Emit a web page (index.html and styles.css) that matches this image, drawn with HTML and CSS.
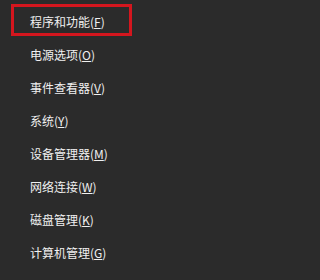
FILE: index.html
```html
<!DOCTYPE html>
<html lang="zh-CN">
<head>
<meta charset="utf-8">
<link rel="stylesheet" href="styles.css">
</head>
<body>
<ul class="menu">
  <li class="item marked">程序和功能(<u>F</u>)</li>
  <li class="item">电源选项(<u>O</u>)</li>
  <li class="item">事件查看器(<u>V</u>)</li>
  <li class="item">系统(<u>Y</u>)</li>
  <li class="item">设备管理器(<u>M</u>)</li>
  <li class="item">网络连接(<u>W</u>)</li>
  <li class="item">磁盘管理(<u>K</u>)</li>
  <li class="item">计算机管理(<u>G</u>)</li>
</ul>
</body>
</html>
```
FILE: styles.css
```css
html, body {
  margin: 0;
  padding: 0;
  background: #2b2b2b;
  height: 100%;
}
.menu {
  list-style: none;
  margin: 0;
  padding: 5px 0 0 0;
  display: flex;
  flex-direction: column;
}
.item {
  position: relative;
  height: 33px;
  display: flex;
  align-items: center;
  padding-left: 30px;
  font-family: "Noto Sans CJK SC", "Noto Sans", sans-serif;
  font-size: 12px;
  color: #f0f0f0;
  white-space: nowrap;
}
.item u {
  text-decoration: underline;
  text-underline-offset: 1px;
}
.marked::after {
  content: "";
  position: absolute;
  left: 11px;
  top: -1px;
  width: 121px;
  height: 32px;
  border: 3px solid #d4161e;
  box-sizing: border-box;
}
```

--------

### [What you are asked to do]
Write the listing above out again exactly, dropping each image.

### [Answer for this exercise]
Emit a web page (index.html and styles.css) that matches this image, drawn with HTML and CSS.
FILE: index.html
```html
<!DOCTYPE html>
<html lang="zh-CN">
<head>
<meta charset="utf-8">
<link rel="stylesheet" href="styles.css">
</head>
<body>
<ul class="menu">
  <li class="item marked">程序和功能(<u>F</u>)</li>
  <li class="item">电源选项(<u>O</u>)</li>
  <li class="item">事件查看器(<u>V</u>)</li>
  <li class="item">系统(<u>Y</u>)</li>
  <li class="item">设备管理器(<u>M</u>)</li>
  <li class="item">网络连接(<u>W</u>)</li>
  <li class="item">磁盘管理(<u>K</u>)</li>
  <li class="item">计算机管理(<u>G</u>)</li>
</ul>
</body>
</html>
```
FILE: styles.css
```css
html, body {
  margin: 0;
  padding: 0;
  background: #2b2b2b;
  height: 100%;
}
.menu {
  list-style: none;
  margin: 0;
  padding: 5px 0 0 0;
  display: flex;
  flex-direction: column;
}
.item {
  position: relative;
  height: 33px;
  display: flex;
  align-items: center;
  padding-left: 30px;
  font-family: "Noto Sans CJK SC", "Noto Sans", sans-serif;
  font-size: 12px;
  color: #f0f0f0;
  white-space: nowrap;
}
.item u {
  text-decoration: underline;
  text-underline-offset: 1px;
}
.marked::after {
  content: "";
  position: absolute;
  left: 11px;
  top: -1px;
  width: 121px;
  height: 32px;
  border: 3px solid #d4161e;
  box-sizing: border-box;
}
```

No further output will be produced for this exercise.